The exercise
Print exactly the lines from the first one down to the line containing "number; y: number;", both ends included, with no pictures and nothing else.

━━━ Data shown ━━━

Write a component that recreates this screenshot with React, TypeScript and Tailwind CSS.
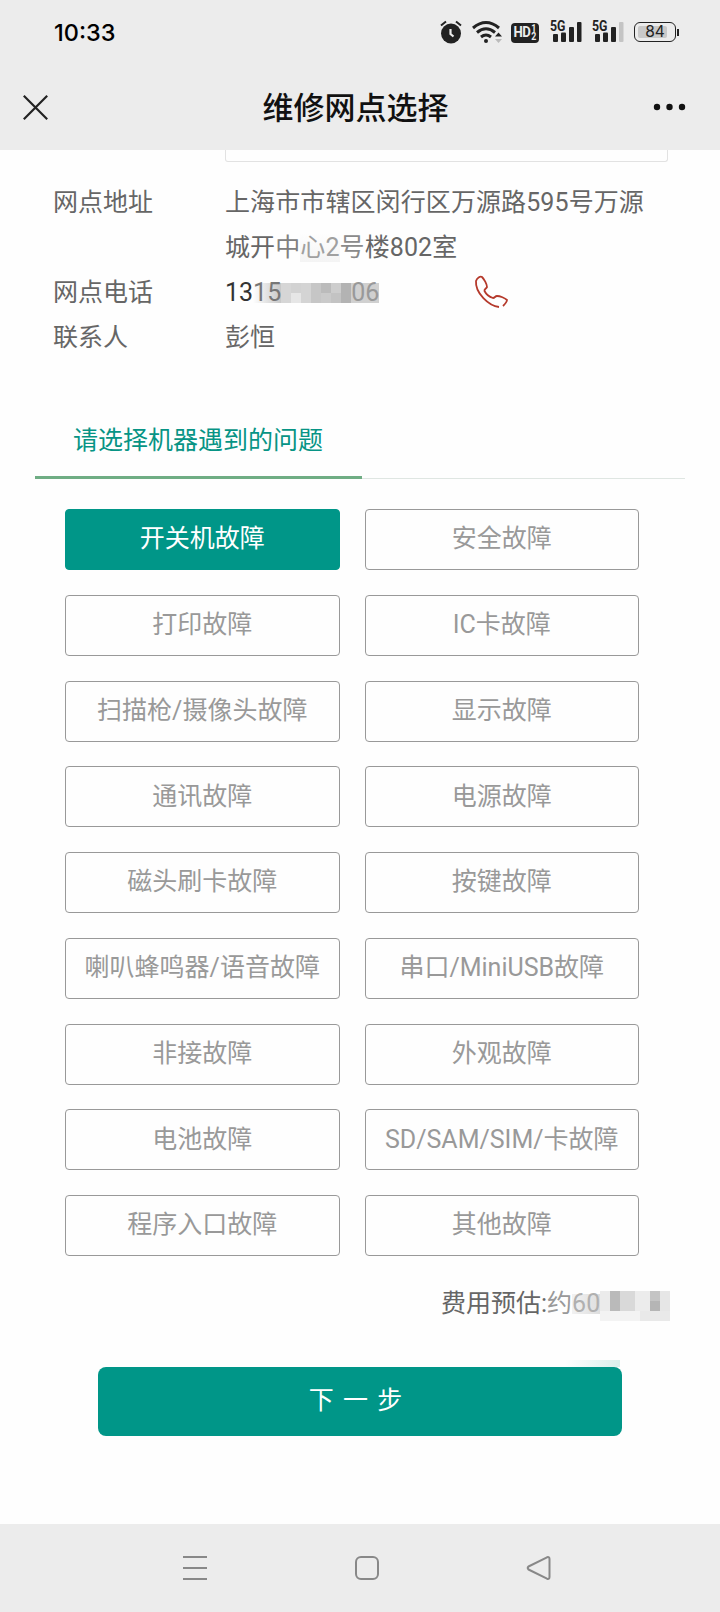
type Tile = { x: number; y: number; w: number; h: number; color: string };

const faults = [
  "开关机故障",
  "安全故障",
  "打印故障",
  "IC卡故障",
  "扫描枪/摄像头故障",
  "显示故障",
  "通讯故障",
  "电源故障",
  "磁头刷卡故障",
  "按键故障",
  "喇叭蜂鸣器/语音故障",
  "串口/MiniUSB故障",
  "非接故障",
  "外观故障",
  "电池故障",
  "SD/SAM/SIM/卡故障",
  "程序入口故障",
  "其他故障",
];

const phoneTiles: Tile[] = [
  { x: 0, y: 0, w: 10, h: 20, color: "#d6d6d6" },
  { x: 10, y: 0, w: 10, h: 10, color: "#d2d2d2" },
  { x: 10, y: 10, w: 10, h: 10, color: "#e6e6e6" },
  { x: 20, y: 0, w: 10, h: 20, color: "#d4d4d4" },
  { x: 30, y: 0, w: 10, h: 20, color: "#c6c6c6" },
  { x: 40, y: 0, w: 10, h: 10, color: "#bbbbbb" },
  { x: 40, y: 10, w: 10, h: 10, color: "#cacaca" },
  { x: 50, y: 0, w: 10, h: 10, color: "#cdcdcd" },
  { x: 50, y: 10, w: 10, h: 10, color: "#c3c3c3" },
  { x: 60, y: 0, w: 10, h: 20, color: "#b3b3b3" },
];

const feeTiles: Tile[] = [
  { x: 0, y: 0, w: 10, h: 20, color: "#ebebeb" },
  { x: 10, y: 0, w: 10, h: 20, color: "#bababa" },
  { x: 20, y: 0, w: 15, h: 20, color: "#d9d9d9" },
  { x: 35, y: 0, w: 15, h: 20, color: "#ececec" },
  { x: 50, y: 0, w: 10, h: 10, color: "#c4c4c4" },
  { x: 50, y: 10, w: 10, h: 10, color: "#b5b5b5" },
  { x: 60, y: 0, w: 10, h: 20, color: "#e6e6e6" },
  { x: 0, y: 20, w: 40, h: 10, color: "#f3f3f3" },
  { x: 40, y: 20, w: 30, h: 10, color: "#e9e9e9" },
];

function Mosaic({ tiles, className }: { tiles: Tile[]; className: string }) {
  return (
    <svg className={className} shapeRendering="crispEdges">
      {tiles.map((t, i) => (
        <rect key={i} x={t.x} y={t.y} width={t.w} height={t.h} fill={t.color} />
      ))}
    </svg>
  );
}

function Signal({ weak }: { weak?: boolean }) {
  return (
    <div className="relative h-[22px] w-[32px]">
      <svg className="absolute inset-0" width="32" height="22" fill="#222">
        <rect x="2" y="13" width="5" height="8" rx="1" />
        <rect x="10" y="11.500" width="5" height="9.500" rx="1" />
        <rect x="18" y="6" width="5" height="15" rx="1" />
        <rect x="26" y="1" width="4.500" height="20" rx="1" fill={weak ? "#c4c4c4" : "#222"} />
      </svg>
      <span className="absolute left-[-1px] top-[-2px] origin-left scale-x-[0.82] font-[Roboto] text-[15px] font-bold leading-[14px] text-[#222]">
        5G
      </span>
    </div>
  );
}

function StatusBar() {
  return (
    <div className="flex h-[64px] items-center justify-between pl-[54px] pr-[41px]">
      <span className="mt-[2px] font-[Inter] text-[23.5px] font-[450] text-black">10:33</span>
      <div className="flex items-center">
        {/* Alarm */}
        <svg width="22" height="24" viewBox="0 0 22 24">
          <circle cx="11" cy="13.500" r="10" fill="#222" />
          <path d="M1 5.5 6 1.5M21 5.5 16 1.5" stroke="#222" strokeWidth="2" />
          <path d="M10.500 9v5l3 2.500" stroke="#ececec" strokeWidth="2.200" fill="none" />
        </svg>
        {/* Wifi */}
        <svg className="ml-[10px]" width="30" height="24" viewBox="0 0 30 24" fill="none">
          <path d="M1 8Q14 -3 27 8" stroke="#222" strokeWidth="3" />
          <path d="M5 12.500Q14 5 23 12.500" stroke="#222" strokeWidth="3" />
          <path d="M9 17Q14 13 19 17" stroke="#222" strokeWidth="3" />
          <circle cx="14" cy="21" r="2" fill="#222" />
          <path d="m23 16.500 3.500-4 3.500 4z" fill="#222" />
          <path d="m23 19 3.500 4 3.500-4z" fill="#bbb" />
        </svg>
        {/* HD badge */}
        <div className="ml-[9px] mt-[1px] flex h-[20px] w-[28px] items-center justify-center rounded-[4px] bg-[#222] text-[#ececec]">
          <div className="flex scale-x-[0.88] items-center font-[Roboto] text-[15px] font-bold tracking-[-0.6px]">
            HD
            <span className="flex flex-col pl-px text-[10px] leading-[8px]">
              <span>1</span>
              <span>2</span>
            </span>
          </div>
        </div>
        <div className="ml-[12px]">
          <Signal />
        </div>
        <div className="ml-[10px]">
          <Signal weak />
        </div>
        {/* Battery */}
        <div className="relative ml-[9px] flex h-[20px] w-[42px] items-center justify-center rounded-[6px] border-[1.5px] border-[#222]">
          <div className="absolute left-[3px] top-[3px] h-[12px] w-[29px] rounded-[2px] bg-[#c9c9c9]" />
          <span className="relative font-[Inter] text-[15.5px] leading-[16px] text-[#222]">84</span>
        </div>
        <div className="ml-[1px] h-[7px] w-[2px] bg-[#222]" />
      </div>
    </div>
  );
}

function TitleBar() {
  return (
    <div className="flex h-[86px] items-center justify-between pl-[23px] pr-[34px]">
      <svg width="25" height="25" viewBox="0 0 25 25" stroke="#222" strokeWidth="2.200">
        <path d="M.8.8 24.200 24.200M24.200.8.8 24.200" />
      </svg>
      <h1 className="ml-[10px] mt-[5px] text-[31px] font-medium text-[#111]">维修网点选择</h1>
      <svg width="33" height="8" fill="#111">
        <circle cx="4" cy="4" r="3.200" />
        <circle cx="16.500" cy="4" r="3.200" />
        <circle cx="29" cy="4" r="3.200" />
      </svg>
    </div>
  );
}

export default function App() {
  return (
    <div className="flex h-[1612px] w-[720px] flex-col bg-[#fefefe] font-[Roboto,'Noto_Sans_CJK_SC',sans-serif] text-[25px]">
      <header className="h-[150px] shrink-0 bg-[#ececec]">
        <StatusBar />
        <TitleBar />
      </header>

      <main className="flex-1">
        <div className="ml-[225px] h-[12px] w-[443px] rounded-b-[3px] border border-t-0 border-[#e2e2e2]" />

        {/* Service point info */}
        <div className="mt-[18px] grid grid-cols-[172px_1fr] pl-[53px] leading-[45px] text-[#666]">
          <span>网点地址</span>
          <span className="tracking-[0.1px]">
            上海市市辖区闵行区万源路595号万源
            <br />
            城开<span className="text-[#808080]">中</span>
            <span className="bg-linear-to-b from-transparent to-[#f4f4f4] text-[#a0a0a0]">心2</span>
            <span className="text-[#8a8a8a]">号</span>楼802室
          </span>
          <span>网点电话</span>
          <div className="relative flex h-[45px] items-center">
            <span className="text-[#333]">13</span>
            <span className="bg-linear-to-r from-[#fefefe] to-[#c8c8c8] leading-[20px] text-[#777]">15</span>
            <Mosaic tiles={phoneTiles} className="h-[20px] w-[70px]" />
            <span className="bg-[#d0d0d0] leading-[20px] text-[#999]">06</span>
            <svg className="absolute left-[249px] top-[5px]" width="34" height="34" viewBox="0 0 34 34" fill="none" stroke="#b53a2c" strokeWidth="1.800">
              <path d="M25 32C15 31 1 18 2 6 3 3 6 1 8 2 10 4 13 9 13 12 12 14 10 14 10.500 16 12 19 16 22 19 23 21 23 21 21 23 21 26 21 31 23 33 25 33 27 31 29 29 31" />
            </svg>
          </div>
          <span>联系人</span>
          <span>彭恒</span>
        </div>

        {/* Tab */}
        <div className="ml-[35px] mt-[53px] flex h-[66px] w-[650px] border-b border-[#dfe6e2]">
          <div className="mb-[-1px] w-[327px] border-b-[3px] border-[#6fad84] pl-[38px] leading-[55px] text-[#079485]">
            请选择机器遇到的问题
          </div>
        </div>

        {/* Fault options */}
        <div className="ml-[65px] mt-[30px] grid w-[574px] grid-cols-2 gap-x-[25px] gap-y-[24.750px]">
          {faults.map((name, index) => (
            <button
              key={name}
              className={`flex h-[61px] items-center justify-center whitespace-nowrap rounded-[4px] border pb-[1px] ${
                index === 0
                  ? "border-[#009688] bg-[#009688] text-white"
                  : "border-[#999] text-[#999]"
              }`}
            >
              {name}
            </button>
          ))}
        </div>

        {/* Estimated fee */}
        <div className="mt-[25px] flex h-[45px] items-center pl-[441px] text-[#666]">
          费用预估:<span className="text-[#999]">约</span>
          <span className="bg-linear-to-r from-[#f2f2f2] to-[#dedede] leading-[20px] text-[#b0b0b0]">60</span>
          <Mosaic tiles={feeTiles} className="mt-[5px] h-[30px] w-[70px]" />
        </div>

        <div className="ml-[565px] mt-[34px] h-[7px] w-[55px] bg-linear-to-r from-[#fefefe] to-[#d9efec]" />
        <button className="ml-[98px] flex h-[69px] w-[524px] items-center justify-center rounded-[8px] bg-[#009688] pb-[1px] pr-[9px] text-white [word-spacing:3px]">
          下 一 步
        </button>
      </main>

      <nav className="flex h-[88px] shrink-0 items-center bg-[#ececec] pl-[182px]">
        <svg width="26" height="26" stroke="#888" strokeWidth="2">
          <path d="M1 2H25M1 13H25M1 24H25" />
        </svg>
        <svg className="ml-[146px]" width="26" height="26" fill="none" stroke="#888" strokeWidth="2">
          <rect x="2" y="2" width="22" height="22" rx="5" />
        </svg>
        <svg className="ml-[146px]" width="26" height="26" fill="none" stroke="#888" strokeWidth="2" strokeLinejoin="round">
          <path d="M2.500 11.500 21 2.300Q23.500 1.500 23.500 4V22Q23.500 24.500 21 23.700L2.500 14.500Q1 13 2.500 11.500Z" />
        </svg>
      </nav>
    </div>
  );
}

━━━

Answer
Write a component that recreates this screenshot with React, TypeScript and Tailwind CSS.
type Tile = { x: number; y: number; w: number; h: number; color: string };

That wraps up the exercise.